### Your instructions:
Collect all lines below with the string "components".
======== Data provided ========
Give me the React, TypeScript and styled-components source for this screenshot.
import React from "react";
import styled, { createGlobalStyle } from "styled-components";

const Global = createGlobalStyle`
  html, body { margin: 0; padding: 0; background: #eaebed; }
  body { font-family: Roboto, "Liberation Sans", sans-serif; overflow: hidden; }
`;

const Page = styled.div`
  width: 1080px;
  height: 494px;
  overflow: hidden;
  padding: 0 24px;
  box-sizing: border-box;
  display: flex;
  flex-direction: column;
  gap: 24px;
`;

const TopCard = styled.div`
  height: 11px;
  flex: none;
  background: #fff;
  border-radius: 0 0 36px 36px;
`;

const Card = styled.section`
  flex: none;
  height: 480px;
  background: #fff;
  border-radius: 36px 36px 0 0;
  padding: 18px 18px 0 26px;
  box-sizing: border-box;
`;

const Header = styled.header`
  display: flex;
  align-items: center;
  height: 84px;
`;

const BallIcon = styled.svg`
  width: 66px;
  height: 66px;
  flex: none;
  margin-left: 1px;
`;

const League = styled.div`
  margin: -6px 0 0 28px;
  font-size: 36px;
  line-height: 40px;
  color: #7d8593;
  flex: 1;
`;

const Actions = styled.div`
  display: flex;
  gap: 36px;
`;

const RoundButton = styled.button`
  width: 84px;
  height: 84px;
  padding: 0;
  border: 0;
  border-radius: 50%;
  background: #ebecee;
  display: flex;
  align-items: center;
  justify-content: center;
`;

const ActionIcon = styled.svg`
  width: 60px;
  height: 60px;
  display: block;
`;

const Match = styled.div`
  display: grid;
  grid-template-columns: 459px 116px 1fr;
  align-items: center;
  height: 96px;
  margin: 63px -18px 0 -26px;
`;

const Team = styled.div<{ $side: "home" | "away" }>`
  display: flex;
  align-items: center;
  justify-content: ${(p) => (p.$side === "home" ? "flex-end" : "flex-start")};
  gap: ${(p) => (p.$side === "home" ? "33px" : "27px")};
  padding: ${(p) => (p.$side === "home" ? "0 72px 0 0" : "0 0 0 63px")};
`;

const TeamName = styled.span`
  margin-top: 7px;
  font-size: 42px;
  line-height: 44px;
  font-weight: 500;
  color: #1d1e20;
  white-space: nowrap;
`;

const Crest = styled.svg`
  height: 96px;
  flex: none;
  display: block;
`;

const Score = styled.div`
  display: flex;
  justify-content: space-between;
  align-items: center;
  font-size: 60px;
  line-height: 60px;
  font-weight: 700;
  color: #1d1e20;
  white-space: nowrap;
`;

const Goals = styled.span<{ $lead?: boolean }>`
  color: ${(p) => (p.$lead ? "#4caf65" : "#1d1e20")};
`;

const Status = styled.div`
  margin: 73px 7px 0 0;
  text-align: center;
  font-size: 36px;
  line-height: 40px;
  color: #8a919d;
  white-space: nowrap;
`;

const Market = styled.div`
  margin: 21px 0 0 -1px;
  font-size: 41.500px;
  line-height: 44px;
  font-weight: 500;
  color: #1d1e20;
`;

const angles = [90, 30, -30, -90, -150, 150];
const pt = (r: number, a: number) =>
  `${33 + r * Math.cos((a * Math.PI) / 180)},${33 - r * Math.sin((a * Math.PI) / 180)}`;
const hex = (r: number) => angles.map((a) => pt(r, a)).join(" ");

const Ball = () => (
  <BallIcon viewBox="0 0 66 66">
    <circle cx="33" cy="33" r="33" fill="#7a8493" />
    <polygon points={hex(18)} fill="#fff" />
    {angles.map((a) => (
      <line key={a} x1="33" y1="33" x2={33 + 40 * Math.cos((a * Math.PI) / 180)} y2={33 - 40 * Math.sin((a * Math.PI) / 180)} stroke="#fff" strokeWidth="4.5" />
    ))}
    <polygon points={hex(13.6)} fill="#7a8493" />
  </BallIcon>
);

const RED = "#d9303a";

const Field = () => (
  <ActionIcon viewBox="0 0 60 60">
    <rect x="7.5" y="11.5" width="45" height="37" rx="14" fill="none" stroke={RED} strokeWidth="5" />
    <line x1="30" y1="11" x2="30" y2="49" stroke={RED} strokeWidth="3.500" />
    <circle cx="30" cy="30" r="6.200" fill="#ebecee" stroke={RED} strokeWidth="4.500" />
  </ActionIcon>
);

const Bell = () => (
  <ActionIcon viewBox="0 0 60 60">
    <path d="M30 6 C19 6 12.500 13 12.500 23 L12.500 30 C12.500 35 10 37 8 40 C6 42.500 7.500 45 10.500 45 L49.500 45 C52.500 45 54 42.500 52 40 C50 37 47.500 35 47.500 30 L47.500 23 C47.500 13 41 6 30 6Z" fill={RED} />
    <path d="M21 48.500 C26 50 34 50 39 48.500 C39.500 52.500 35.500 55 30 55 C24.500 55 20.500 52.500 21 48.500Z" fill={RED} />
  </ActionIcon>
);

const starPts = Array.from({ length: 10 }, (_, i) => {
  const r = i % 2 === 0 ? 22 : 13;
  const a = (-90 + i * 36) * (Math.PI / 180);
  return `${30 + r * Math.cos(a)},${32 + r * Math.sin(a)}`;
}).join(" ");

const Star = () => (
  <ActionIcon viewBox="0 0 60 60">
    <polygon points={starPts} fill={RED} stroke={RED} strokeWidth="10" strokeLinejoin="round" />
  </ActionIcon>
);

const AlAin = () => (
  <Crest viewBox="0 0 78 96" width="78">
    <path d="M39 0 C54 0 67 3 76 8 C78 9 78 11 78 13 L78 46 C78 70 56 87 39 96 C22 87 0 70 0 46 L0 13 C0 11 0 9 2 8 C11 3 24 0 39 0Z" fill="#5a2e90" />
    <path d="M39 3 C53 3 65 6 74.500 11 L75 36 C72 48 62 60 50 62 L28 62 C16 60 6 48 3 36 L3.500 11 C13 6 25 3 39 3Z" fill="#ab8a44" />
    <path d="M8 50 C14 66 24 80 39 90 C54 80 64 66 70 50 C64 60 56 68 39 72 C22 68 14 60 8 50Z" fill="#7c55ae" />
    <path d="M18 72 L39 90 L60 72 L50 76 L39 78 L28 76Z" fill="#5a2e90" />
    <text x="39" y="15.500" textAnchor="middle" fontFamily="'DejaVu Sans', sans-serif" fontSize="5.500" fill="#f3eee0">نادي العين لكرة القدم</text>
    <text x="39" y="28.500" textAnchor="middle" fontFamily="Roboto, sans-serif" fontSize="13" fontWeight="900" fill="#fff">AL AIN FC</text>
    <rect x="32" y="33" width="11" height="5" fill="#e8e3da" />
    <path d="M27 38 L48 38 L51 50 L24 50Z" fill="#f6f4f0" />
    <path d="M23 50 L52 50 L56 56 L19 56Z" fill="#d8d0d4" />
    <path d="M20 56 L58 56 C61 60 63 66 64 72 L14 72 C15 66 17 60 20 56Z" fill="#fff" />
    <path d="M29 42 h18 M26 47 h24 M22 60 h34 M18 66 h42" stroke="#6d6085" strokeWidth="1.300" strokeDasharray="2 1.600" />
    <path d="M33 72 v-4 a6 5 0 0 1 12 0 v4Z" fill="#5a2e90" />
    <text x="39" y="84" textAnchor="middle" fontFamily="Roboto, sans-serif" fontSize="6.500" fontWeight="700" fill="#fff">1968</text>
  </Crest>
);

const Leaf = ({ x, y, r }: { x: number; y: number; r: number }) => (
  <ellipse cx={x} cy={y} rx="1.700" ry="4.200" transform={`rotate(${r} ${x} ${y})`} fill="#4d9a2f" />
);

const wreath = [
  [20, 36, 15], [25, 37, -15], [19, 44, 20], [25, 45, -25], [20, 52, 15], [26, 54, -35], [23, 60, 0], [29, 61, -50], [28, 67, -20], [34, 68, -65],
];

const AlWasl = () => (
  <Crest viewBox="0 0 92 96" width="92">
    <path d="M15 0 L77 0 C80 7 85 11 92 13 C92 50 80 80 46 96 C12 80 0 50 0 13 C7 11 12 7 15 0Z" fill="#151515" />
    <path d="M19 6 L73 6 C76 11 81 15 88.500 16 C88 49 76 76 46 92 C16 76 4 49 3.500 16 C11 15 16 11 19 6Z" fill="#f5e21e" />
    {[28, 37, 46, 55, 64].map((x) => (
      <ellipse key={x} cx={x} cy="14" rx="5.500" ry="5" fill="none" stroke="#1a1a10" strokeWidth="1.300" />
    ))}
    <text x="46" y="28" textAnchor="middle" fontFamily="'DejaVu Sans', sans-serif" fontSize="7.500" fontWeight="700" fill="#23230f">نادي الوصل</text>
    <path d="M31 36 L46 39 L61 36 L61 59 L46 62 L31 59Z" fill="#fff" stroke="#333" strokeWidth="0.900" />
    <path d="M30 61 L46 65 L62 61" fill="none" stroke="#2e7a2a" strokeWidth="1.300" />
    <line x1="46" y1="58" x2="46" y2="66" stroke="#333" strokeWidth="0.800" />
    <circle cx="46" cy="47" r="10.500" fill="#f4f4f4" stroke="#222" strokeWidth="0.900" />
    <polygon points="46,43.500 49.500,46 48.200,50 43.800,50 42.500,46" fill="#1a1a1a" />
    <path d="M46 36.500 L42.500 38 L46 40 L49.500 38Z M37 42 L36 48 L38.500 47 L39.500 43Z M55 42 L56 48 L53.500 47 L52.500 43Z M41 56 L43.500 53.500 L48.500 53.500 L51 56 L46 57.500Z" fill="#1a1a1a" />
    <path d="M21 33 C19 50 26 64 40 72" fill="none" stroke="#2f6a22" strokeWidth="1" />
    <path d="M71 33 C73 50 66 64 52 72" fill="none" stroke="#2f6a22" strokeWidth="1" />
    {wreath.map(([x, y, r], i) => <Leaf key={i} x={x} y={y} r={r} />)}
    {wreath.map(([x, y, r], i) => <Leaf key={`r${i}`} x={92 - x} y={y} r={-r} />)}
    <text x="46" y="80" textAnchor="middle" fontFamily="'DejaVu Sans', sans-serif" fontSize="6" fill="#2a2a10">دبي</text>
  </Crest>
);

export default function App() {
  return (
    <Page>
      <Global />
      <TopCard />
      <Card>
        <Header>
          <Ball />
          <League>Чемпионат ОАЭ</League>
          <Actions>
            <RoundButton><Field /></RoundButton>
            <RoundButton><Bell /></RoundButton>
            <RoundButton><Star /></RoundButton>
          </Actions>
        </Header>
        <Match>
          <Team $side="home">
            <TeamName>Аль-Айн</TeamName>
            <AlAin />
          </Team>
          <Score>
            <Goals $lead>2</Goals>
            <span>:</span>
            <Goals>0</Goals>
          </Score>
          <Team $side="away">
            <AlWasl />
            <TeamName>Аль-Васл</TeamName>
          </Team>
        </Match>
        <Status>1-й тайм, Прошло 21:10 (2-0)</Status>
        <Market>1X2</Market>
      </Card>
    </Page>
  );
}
========
### Expected answer:
Give me the React, TypeScript and styled-components source for this screenshot.
import styled, { createGlobalStyle } from "styled-components";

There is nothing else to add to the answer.